The next generation of lunar exploration may not ride on bulky four-wheeled buggies but on compact two-wheeled machines balanced on fireproof, airless wheels that shrug off heat, vacuum and razor-edged dust. Engineers are converging on a new class of reconfigurable tire that can roll through flames on Earth, then head to the Moon and keep its grip on powdery regolith without ever risking a puncture. If it works as advertised, it could reshape how I think about mobility on other worlds, from nimble scouting bikes to modular robots that reconfigure their wheels on the fly.
Instead of treating tires as consumables that must be protected, this approach turns the wheel itself into a structural, load-bearing component that thrives in extremes. The concept builds on years of work on airless and superelastic designs, but the latest prototypes go further, combining shape-shifting geometry with materials that tolerate searing temperatures and brutal cold. That combination is what makes two-wheeled rovers suddenly plausible on a surface that has long punished anything with rubber and air.
Why the Moon is so hard on wheels
The Moon looks gentle in photographs, yet it is one of the harshest environments any wheel can face.
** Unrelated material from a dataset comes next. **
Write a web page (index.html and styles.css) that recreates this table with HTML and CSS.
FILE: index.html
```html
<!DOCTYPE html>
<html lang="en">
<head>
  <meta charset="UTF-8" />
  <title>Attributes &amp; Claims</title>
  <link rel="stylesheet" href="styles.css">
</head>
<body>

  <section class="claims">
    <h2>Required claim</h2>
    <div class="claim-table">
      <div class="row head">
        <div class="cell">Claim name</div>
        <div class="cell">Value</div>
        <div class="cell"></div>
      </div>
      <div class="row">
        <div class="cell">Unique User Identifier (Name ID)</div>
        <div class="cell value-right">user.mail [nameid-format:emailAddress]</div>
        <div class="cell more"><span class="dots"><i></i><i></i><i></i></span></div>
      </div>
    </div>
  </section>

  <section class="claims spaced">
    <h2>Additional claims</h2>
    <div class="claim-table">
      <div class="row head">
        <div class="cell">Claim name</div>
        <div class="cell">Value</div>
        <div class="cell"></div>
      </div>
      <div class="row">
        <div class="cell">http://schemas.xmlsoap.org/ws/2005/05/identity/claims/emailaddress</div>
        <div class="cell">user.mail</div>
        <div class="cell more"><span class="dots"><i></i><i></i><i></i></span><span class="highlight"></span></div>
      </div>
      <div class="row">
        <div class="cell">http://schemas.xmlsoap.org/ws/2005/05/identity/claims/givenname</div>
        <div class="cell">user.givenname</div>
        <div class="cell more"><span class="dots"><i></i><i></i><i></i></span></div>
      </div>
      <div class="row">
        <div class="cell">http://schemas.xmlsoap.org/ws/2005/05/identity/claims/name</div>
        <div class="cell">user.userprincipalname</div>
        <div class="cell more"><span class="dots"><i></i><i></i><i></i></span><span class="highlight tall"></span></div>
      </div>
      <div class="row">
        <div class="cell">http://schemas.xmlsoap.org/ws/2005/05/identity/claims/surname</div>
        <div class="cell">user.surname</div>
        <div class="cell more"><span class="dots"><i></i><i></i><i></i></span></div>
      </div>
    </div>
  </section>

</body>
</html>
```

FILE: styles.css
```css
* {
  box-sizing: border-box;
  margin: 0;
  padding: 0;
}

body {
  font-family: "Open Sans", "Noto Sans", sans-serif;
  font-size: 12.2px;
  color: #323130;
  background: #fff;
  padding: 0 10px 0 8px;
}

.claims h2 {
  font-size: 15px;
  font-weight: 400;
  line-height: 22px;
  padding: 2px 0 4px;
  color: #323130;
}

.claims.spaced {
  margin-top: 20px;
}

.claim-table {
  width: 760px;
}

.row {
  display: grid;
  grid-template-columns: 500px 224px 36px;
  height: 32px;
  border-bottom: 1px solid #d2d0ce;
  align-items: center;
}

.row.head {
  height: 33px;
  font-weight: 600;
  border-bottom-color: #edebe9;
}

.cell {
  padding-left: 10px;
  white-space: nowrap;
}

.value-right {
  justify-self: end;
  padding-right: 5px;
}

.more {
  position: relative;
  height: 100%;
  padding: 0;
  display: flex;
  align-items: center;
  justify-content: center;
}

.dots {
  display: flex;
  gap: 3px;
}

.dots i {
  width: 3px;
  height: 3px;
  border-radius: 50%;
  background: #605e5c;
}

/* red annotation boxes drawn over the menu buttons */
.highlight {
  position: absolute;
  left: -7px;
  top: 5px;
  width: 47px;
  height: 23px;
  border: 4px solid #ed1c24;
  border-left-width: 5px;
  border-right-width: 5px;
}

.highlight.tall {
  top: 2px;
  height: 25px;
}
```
There is no atmosphere, so there is no air to hold inside a traditional tire, and the surface is covered in jagged regolith that behaves like a mix of talc and broken glass. Temperatures swing from blistering heat in direct sunlight to deep cold in shadow, and radiation steadily degrades many polymers that work fine on Earth. Any wheel that depends on pressurized air or soft rubber is almost guaranteed to fail under those conditions.
That is why lunar tire designers focus on structures that can support loads without air and survive vacuum, temperature fluctuations and radiation exposure. Bridgestone, for example, has detailed how its lunar concepts rely on spoke structures and metal meshes so that tires supporting loads without air can keep working even as the surface cycles between extremes. The challenge is not only to avoid blowouts but also to maintain traction and structural integrity as the wheel grinds through abrasive dust that infiltrates every gap.
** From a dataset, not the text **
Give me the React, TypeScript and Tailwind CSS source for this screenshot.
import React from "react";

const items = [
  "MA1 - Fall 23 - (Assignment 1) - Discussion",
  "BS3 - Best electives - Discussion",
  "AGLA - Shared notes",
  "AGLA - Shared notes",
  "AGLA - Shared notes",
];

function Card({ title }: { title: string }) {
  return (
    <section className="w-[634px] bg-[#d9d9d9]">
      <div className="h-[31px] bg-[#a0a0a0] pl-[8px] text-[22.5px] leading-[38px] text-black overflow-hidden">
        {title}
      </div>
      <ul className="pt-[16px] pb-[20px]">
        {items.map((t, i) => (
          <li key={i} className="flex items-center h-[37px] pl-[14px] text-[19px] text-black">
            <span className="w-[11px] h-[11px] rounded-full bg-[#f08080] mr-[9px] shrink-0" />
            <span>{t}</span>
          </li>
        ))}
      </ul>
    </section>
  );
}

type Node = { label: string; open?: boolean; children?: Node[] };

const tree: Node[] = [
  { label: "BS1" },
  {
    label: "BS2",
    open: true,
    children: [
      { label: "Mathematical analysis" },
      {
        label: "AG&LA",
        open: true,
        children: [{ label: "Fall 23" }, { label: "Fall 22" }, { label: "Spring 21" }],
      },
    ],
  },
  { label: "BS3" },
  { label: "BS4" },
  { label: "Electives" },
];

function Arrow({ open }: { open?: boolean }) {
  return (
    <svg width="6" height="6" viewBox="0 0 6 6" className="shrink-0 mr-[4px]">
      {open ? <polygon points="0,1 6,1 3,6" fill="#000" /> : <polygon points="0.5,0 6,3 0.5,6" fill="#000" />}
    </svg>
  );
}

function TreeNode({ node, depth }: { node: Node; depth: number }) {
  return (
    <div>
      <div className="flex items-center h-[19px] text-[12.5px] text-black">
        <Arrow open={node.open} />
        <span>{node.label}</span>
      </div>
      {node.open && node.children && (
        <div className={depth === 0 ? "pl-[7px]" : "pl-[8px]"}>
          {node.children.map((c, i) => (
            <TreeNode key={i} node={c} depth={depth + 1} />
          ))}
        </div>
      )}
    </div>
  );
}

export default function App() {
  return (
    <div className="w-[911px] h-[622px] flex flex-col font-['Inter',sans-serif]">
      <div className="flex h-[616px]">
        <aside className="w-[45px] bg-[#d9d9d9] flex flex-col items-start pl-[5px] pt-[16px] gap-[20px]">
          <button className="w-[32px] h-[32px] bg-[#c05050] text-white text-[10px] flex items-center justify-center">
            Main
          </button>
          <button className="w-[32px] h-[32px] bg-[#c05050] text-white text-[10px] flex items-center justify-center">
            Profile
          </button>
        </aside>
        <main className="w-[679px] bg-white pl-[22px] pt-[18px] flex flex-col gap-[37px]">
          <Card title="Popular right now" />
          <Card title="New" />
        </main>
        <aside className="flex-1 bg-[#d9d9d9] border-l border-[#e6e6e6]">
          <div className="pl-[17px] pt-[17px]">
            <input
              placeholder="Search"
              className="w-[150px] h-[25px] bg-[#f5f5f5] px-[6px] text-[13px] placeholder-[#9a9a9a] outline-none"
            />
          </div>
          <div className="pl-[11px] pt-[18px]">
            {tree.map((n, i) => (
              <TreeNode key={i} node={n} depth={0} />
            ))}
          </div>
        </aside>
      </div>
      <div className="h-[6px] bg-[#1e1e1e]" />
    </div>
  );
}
From airless to reconfigurable: what Dec’s wheel adds
Into that landscape comes a new airless wheel concept that pushes beyond simple puncture resistance. A team of scientists has developed a flexible, reconfigurable wheel, referred to as Dec’s design in the reporting, that can operate in extreme heat and still maintain its shape and grip. The core idea is to use a lattice or spoke-like structure that can deform under load, then snap back, so the wheel behaves almost like a living joint rather than a rigid hoop. That flexibility is what allows it to keep rolling even when subjected to conditions that would melt or burn conventional materials.
What makes this particular design stand out is its ability to drive through fire on Earth while preserving its mechanical performance, a capability highlighted in coverage of the airless wheel that drives through fire. That same resilience translates directly to lunar use, where intense solar heating and hot engine exhaust can create localized thermal spikes. By eliminating air and relying on a structural network, the Dec wheel can be tuned for stiffness, traction and shock absorption without the constant worry that a sharp rock or thermal crack will end the mission.
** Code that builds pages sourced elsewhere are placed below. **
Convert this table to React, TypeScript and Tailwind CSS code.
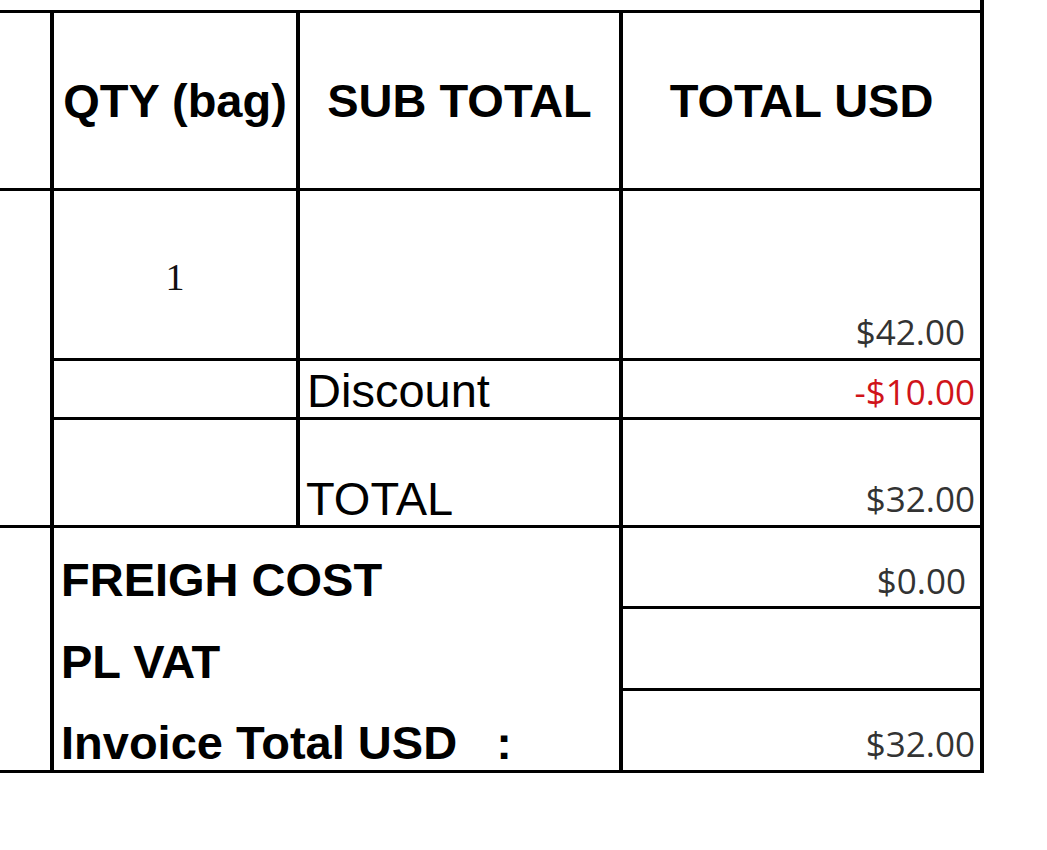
const head = "flex items-center justify-center bg-white font-['Liberation_Sans',Arial,sans-serif] text-[47px] font-bold leading-[46px] text-black";
const amount = "flex items-end justify-end bg-white font-['Open_Sans','Noto_Sans',sans-serif] text-[35px] leading-[35px] text-[#333]";
const label = "flex items-end bg-white font-['Liberation_Sans',Arial,sans-serif] text-[47px] leading-[46px] text-black";

export default function App() {
  return (
    <div className="min-h-[850px] bg-white">
      <div className="w-[984px] border-r-[4px] border-black pt-[10px]">
        <div className="grid grid-cols-[50px_242px_319px_357px] grid-rows-[175px_167px_56px_105px_78px_79px_79px] gap-x-[4px] gap-y-[3px] bg-black py-[3px]">
          {/* left strip */}
          <div className="bg-white" />
          <div className={head}>QTY (bag)</div>
          <div className={head}>SUB TOTAL</div>
          <div className={head}>TOTAL USD</div>

          <div className="row-span-3 bg-white" />
          <div className="flex justify-center bg-white pt-[67px] font-['Liberation_Serif','Times_New_Roman',serif] text-[38px] leading-[38px] text-[#111]">
            1
          </div>
          <div className="bg-white" />
          <div className={`${amount} pb-[9px] pr-[15px]`}>$42.00</div>

          <div className="bg-white" />
          <div className={`${label} pb-[3px] pl-[7px]`}>Discount</div>
          <div className={`${amount} pb-[8px] pr-[5px] text-[#d0141a]`}>-$10.00</div>

          <div className="bg-white" />
          <div className={`${label} pb-[3px] pl-[6px]`}>TOTAL</div>
          <div className={`${amount} pb-[9px] pr-[5px]`}>$32.00</div>

          {/* summary */}
          <div className="row-span-3 bg-white" />
          <div className="col-span-2 row-span-3 flex flex-col bg-white pl-[7px] font-['Liberation_Sans',Arial,sans-serif] text-[47px] font-bold leading-[46px] text-black">
            <div className="flex h-[81px] items-end pb-[6px]">FREIGH COST</div>
            <div className="flex h-[82px] items-end pb-[6px]">PL VAT</div>
            <div className="flex h-[79px] items-end pb-[4px] whitespace-pre">Invoice Total USD   :</div>
          </div>
          <div className={`${amount} pb-[8px] pr-[14px]`}>$0.00</div>
          <div className="bg-white" />
          <div className={`${amount} pb-[9px] pr-[5px]`}>$32.00</div>
        </div>
      </div>
    </div>
  );
}
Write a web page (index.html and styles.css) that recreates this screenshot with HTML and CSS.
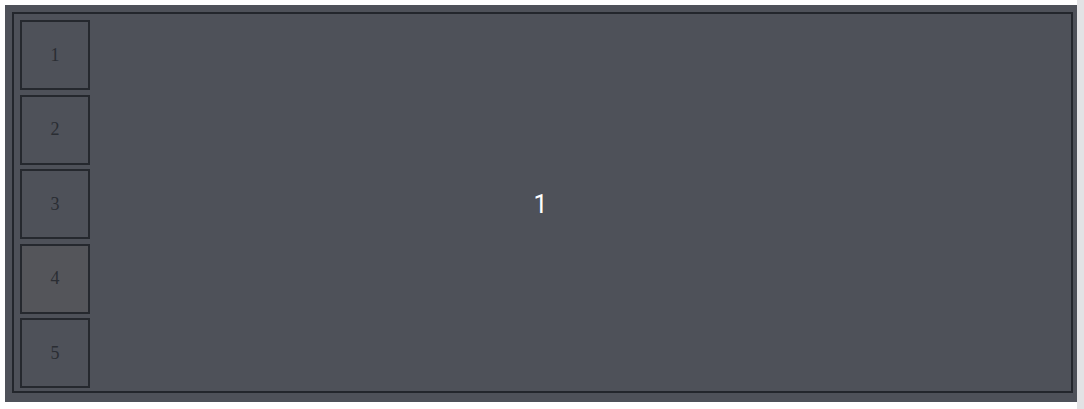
FILE: index.html
```html
<!DOCTYPE html>
<html>
<head>
<meta charset="utf-8">
<link rel="stylesheet" href="styles.css">
</head>
<body>
<div class="frame">
  <div class="viewer">
    <div class="slide">1</div>
    <div class="thumbs">
      <div class="thumb">1</div>
      <div class="thumb">2</div>
      <div class="thumb">3</div>
      <div class="thumb thumb-hover">4</div>
      <div class="thumb">5</div>
    </div>
  </div>
</div>
</body>
</html>
```
FILE: styles.css
```css
html {
  background: linear-gradient(to right, #ffffff 1077px, #e2e2e4 1077px);
  height: 100%;
}
body {
  margin: 5px 0 0 5px;
  width: 1072px;
}
.frame {
  box-sizing: border-box;
  width: 1072px;
  height: 397px;
  background: #4e5159;
  padding: 7px 4px 9px 7px;
}
.viewer {
  box-sizing: border-box;
  height: 100%;
  border: 2px solid #23262c;
  display: grid;
}
.slide,
.thumbs {
  grid-area: 1 / 1;
}
.slide {
  display: flex;
  align-items: center;
  justify-content: center;
  color: #ffffff;
  font-family: Roboto, "Liberation Sans", Arial, sans-serif;
  font-size: 25px;
  padding: 4px 4px 0 0;
}
.thumbs {
  display: flex;
  flex-direction: column;
  justify-content: space-between;
  padding: 6px 0 3px 6px;
  width: 70px;
}
.thumb {
  box-sizing: border-box;
  width: 70px;
  height: 70px;
  border: 2px solid #25282e;
  display: flex;
  align-items: center;
  justify-content: center;
  font-family: "Liberation Serif", "DejaVu Serif", "Times New Roman", serif;
  font-size: 18px;
  color: #2a2d33;
  background: #4e5159;
}
.thumb-hover {
  background: #54555a;
}
```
How a fireproof wheel makes two-wheeled rovers realistic
Two-wheeled rovers sound like a stunt until you consider what a reconfigurable, airless wheel can do. A bike-like vehicle or self-balancing robot has far less contact area with the ground than a four-wheeled rover, so each wheel must handle higher loads, sharper impacts and more aggressive maneuvers. If those wheels can change their effective footprint, stiffen for high-speed travel and soften for climbing over rocks, then a two-wheeled platform suddenly becomes a practical way to cover ground quickly while carrying instruments or cargo.
The Dec concept is explicitly framed as a reconfigurable wheel for lunar traversal, with the structure designed to support robust, two-wheel configurations that can adapt to terrain. Reporting on the project describes how the reconfigurable wheel for lunar traversal can maintain stability even when a vehicle leans or pivots sharply. That opens the door to compact rovers that can weave between boulders, climb steeper slopes and even right themselves after a partial tip, all while relying on wheels that are indifferent to punctures and thermal shocks.
Inside the extreme-heat design
Designing a wheel that can roll through fire is not just a party trick, it is a stress test that mimics the worst-case thermal loads a lunar rover might see near engines, power systems or sunlit metal structures. The Dec wheel uses a geometry that spreads heat through its structure instead of concentrating it in a thin rubber wall, and the airless design means there is no internal pressure to spike as temperatures rise. The result is a wheel that can be heated intensely and still retain its basic shape and springiness, which is crucial when a rover transitions from shadow to sunlight or passes near hot hardware.
A detailed description of the prototype notes that it is a reconfigurable, airless wheel designed to operate in extreme heat, with the structure maintaining performance even after exposure that would destroy conventional tires. For lunar missions, that resilience is not optional. A wheel that softens or warps under heat could throw off a rover’s balance, especially on a two-wheeled platform that depends on precise control. By proving that the wheel can survive fire, the engineers are effectively validating its ability to handle the Moon’s thermal extremes with margin to spare.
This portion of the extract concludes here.